Writer-director Landesman skillfully crafts a free-floating tapestry and seamlessly sews together real archival footage with the authentic dramatization. When those gunshots are first heard, it's chillingly implied and urgently felt, as is the combination of tragedy and confusion. Impressively, Barry Ackroyd's hand-held camera never once gets a glimpse of JFK's face with all the blood-covered bodies in the emergency room trying to keep him alive. Period details and James Newton Howard's funeral score are also on point. Even if there's little to glean here that most didn't already read in a history book or learn from a special on the History Channel, there still are some insightful details in the mundane, like the Dallas coroner's jurisdiction over Kennedy's body, how seats had to be removed to secure Kennedy's coffin aboard Air Force One, and how press photographers were forced to be Oswald's pallbearers because no one else would help Bob.

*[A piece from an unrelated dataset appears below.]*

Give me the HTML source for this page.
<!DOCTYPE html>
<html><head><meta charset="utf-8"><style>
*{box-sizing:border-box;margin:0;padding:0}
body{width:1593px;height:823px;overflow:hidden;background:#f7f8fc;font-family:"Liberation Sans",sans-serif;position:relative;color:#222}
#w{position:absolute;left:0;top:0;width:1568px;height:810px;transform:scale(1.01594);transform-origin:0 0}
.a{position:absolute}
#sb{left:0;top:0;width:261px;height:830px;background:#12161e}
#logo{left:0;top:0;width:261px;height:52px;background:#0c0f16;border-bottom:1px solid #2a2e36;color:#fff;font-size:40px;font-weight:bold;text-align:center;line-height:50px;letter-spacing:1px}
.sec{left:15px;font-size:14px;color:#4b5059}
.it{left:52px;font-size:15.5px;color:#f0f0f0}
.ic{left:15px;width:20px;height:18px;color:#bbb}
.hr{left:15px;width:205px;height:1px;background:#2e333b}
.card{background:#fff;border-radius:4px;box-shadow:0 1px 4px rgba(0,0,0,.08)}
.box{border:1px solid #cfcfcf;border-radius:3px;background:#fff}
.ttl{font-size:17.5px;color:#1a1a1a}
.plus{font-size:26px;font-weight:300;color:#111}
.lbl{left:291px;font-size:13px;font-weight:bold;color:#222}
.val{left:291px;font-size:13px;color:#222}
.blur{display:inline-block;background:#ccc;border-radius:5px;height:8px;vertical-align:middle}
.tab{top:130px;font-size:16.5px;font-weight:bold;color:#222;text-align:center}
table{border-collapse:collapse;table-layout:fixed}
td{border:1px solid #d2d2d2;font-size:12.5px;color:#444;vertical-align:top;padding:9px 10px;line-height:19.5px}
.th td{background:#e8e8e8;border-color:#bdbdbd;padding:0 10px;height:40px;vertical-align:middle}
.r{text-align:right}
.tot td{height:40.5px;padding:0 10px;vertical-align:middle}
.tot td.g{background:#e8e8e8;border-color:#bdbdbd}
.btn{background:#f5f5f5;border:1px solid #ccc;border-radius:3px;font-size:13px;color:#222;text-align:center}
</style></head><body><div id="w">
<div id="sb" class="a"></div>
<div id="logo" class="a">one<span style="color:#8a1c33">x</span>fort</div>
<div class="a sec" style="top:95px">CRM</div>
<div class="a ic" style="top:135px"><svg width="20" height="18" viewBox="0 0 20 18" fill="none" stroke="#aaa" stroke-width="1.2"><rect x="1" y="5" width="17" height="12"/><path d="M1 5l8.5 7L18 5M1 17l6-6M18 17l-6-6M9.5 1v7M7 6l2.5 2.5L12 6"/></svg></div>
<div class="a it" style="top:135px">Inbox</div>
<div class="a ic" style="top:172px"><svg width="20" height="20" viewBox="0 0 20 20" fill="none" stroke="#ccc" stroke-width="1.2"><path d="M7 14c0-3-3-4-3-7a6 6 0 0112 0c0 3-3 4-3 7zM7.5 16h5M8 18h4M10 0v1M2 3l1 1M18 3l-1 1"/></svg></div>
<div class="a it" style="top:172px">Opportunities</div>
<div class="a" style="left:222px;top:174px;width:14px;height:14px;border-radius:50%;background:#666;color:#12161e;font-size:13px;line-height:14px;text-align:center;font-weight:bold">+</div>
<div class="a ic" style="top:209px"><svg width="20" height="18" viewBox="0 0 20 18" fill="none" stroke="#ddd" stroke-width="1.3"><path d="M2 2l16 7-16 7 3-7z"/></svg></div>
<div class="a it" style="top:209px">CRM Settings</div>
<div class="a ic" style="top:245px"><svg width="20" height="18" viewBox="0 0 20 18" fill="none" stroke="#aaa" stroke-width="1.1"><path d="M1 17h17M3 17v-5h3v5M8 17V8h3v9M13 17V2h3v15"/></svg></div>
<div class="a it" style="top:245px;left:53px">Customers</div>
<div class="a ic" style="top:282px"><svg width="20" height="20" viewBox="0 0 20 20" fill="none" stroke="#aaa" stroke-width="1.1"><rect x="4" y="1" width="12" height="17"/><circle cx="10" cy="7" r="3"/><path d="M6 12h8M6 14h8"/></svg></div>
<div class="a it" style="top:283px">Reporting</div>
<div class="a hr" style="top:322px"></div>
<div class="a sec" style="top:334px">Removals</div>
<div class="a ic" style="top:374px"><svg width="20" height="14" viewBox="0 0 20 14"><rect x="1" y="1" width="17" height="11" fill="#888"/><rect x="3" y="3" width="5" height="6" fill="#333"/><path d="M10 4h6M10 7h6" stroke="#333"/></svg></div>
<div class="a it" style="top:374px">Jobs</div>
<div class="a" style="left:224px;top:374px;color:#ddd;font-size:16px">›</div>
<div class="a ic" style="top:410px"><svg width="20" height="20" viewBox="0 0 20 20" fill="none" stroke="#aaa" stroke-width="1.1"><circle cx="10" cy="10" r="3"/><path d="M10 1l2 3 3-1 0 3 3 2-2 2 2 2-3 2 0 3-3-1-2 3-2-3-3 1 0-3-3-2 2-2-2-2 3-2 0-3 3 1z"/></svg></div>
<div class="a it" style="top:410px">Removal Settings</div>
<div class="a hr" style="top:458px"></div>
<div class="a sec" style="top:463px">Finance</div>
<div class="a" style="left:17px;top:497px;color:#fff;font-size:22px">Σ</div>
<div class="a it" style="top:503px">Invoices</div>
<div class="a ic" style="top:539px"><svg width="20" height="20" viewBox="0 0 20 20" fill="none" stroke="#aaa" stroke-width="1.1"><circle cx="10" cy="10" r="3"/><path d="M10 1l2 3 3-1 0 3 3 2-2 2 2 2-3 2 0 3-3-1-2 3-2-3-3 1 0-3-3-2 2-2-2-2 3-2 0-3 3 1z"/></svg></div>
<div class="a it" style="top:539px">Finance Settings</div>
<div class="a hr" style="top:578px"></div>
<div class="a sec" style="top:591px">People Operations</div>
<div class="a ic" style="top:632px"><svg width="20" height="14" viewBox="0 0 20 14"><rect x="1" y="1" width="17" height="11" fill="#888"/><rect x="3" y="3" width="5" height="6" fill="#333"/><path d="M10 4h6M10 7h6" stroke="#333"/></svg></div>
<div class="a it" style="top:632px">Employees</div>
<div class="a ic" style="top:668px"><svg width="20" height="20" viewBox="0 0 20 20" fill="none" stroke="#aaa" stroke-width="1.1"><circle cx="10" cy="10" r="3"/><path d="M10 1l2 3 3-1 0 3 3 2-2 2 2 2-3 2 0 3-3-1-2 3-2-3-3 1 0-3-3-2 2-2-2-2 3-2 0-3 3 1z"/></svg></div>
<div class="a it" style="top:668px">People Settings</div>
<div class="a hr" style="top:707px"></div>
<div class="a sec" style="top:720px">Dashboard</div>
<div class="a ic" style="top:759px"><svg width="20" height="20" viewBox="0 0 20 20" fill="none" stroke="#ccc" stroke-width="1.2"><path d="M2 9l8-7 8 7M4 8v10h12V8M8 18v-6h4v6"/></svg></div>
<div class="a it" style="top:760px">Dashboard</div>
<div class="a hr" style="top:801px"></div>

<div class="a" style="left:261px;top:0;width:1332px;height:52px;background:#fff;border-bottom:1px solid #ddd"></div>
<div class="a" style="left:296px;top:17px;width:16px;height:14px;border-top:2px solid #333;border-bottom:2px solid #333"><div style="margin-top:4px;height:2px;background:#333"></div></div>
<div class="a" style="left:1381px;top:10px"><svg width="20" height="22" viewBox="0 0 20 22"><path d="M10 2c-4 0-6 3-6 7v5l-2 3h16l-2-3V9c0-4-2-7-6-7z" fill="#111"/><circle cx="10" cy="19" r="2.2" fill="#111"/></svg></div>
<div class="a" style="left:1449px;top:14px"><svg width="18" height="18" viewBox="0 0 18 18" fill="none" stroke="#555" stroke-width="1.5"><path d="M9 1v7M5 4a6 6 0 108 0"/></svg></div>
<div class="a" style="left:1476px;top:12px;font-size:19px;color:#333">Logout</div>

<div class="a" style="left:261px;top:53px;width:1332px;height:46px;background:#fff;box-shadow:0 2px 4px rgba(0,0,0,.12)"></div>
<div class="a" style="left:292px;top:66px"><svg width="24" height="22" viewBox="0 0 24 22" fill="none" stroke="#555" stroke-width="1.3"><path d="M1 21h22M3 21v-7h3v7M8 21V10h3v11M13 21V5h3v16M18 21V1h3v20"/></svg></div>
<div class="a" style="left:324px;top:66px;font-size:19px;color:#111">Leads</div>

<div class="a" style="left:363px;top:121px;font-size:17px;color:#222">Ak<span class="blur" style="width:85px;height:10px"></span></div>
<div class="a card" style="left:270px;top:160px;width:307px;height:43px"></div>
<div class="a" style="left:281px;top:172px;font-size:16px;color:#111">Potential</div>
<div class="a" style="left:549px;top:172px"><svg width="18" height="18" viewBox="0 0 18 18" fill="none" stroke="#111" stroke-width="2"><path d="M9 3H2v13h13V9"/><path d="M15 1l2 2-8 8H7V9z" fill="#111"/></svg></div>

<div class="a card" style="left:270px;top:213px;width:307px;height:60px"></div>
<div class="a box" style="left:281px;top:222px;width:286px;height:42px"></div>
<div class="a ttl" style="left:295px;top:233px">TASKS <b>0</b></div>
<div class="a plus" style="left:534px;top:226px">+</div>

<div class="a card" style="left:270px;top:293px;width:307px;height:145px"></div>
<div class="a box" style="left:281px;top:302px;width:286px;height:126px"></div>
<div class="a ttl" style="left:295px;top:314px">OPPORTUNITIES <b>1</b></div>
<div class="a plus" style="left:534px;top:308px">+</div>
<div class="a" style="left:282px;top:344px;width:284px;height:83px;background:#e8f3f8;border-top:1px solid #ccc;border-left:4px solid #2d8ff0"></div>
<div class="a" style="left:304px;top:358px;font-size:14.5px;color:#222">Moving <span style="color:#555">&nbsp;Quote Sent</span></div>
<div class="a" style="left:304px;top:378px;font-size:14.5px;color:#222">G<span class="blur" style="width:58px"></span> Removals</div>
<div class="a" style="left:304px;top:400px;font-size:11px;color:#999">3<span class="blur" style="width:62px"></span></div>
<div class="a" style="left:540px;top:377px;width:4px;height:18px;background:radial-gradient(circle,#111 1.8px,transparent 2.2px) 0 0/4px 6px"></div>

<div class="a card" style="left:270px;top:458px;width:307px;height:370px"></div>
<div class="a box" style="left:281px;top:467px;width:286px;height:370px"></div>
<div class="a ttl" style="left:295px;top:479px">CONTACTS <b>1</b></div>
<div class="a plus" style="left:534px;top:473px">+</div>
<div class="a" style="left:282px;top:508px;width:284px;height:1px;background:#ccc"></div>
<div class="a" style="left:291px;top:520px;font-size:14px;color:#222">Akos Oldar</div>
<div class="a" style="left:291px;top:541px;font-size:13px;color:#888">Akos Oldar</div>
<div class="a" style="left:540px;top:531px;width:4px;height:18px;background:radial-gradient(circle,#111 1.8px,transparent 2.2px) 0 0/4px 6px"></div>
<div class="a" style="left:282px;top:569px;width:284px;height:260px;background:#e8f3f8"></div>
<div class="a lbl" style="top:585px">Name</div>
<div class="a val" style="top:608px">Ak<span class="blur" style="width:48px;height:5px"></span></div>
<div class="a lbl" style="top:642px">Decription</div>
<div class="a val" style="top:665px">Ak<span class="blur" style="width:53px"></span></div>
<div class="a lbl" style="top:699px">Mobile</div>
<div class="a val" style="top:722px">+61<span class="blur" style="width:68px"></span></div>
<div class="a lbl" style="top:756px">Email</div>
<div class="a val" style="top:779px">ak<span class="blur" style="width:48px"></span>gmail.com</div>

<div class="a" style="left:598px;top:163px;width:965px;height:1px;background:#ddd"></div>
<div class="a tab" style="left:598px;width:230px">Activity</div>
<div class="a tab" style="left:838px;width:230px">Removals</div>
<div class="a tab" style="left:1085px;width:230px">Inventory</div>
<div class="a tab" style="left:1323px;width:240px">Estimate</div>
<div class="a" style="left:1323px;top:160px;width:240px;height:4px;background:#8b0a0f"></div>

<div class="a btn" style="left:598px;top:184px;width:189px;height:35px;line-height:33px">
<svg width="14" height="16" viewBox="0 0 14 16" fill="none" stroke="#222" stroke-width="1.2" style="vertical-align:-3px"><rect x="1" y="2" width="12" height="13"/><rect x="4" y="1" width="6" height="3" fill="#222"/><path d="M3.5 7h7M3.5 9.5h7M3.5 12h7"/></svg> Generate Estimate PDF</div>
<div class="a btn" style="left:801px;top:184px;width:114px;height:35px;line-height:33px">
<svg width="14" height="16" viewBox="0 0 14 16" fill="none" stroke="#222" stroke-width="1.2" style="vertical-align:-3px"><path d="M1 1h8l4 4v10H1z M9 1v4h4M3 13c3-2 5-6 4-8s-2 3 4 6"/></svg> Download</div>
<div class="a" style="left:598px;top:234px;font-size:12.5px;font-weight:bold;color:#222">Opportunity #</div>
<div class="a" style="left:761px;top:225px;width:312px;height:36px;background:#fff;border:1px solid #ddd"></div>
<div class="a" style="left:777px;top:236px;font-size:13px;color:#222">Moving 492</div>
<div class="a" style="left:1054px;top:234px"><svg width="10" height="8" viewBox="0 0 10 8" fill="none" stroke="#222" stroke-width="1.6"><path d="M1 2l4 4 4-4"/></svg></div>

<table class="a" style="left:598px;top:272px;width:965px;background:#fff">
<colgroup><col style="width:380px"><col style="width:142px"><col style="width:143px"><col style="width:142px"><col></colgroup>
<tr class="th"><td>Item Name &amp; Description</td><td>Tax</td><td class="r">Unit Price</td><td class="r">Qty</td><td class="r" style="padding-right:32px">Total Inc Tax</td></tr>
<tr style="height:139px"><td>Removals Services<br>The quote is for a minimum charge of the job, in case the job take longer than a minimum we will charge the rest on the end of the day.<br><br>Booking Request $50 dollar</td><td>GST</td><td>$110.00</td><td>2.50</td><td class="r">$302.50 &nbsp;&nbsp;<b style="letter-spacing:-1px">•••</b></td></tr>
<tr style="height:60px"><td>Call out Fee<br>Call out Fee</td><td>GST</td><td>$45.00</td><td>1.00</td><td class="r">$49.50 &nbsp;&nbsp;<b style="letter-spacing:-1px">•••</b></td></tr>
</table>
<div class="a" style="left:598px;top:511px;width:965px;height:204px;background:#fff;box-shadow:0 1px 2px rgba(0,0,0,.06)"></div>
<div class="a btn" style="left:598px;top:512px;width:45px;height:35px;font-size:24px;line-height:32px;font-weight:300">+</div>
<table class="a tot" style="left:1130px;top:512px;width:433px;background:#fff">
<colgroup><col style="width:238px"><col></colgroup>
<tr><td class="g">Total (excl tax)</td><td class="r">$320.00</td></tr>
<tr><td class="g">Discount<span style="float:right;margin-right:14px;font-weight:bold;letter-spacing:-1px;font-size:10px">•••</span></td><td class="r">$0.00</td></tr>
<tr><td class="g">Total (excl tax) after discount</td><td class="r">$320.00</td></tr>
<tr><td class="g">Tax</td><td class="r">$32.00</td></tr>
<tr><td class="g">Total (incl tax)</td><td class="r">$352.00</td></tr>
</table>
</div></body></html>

With a sprawling ensemble of interweaving people, there is, natch, a multitude of famous and recognizable faces who pop in and out. There's Billy Bob Thornton as Special Agent Forrest Sorrels, in charge of the Dallas Secret Service; Mark Duplass and Gil Bellows as Kennedy's aides; Tom Welling as a Secret Service agent who just wants to get his man to rest in peace; Marcia Gay Harden plays head trauma nurse Doris Nelson who takes a piece of Kennedy's skull and brain matter out of the shattered Jackie's (Kate Steffens) hands; and Colin Hanks turns up as one of the doctors trying to keep the POTUS alive. Zac Efron isn't particularly convincing, but he does what he can as Dr. Charles "Jim" Carrico who was on duty when Kennedy was brought in and pronounced dead. Rory Cochrane, as coroner Earl Rose, and Jackie Earle Haley, as Father Oscar Huber, show up, too, for about a scene or two apiece. Some of them are left in the lurch, but Giamatti and Dale have the most dimension. The film is most interesting when it makes Bob Oswald the focal point and soon brings in the delusional, cateye-spectacled matriarch, scarily played by Jacki Weaver. 

93 minutes isn't nearly enough time to explore every character, especially at a mostly headlong pace. The material is so rich that a miniseries, or a two-hour movie at least, would have been even more satisfying. However, misunderstood at the time of its limited theatrical release, "Parkland" takes a fresh, more journalistic approach. It's really about the impactful ripple effect of everyone involved, how we as a nation coped with such a tragedy and a loss of innocence. The characters aren't the point here. They register as real people living in their naturalistic environments without each being fully formed and that's fine when everyone was in a unified state of hysteria. Those sweeping emotions are shared with the viewer and reverberate throughout.